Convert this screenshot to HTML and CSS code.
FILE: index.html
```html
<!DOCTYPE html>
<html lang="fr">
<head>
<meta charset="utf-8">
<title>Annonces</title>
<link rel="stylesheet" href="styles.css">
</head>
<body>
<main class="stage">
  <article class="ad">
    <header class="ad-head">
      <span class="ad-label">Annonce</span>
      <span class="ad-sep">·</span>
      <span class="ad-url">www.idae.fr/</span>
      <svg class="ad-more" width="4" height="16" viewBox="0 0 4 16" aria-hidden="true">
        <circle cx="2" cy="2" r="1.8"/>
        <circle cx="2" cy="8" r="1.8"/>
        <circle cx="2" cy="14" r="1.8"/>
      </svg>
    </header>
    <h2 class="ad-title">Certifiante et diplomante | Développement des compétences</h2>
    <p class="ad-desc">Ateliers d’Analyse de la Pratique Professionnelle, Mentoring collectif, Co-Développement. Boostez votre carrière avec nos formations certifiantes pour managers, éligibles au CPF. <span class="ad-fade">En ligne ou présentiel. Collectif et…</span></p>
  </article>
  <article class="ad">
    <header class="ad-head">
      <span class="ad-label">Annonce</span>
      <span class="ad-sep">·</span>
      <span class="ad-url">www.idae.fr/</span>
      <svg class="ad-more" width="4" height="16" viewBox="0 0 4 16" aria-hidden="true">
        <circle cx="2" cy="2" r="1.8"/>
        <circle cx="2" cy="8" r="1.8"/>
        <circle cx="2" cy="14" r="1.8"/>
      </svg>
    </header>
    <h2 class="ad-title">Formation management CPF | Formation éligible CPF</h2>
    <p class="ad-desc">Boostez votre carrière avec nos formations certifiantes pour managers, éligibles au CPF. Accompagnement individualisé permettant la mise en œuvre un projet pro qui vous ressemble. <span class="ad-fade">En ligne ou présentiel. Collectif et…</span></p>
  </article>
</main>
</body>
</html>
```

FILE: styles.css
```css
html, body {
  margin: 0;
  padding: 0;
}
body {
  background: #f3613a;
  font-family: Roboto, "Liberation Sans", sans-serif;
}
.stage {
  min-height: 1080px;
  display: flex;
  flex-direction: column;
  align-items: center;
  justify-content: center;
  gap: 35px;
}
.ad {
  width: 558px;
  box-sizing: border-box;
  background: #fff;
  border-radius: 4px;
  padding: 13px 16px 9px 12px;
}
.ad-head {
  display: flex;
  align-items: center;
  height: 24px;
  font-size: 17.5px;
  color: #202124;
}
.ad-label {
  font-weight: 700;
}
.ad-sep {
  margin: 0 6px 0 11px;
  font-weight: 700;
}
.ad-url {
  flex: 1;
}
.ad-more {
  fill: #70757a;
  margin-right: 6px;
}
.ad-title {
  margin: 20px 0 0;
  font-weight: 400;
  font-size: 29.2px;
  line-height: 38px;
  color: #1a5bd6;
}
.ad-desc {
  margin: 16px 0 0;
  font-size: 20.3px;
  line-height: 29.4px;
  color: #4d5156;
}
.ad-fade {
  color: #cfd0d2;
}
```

◆ Instruction ◆
From the preceding material, extract every line exactly.

◆ Solution to the exercise ◆
Convert this screenshot to HTML and CSS code.
FILE: index.html
```html
<!DOCTYPE html>
<html lang="fr">
<head>
<meta charset="utf-8">
<title>Annonces</title>
<link rel="stylesheet" href="styles.css">
</head>
<body>
<main class="stage">
  <article class="ad">
    <header class="ad-head">
      <span class="ad-label">Annonce</span>
      <span class="ad-sep">·</span>
      <span class="ad-url">www.idae.fr/</span>
      <svg class="ad-more" width="4" height="16" viewBox="0 0 4 16" aria-hidden="true">
        <circle cx="2" cy="2" r="1.8"/>
        <circle cx="2" cy="8" r="1.8"/>
        <circle cx="2" cy="14" r="1.8"/>
      </svg>
    </header>
    <h2 class="ad-title">Certifiante et diplomante | Développement des compétences</h2>
    <p class="ad-desc">Ateliers d’Analyse de la Pratique Professionnelle, Mentoring collectif, Co-Développement. Boostez votre carrière avec nos formations certifiantes pour managers, éligibles au CPF. <span class="ad-fade">En ligne ou présentiel. Collectif et…</span></p>
  </article>
  <article class="ad">
    <header class="ad-head">
      <span class="ad-label">Annonce</span>
      <span class="ad-sep">·</span>
      <span class="ad-url">www.idae.fr/</span>
      <svg class="ad-more" width="4" height="16" viewBox="0 0 4 16" aria-hidden="true">
        <circle cx="2" cy="2" r="1.8"/>
        <circle cx="2" cy="8" r="1.8"/>
        <circle cx="2" cy="14" r="1.8"/>
      </svg>
    </header>
    <h2 class="ad-title">Formation management CPF | Formation éligible CPF</h2>
    <p class="ad-desc">Boostez votre carrière avec nos formations certifiantes pour managers, éligibles au CPF. Accompagnement individualisé permettant la mise en œuvre un projet pro qui vous ressemble. <span class="ad-fade">En ligne ou présentiel. Collectif et…</span></p>
  </article>
</main>
</body>
</html>
```

FILE: styles.css
```css
html, body {
  margin: 0;
  padding: 0;
}
body {
  background: #f3613a;
  font-family: Roboto, "Liberation Sans", sans-serif;
}
.stage {
  min-height: 1080px;
  display: flex;
  flex-direction: column;
  align-items: center;
  justify-content: center;
  gap: 35px;
}
.ad {
  width: 558px;
  box-sizing: border-box;
  background: #fff;
  border-radius: 4px;
  padding: 13px 16px 9px 12px;
}
.ad-head {
  display: flex;
  align-items: center;
  height: 24px;
  font-size: 17.5px;
  color: #202124;
}
.ad-label {
  font-weight: 700;
}
.ad-sep {
  margin: 0 6px 0 11px;
  font-weight: 700;
}
.ad-url {
  flex: 1;
}
.ad-more {
  fill: #70757a;
  margin-right: 6px;
}
.ad-title {
  margin: 20px 0 0;
  font-weight: 400;
  font-size: 29.2px;
  line-height: 38px;
  color: #1a5bd6;
}
.ad-desc {
  margin: 16px 0 0;
  font-size: 20.3px;
  line-height: 29.4px;
  color: #4d5156;
}
.ad-fade {
  color: #cfd0d2;
}
```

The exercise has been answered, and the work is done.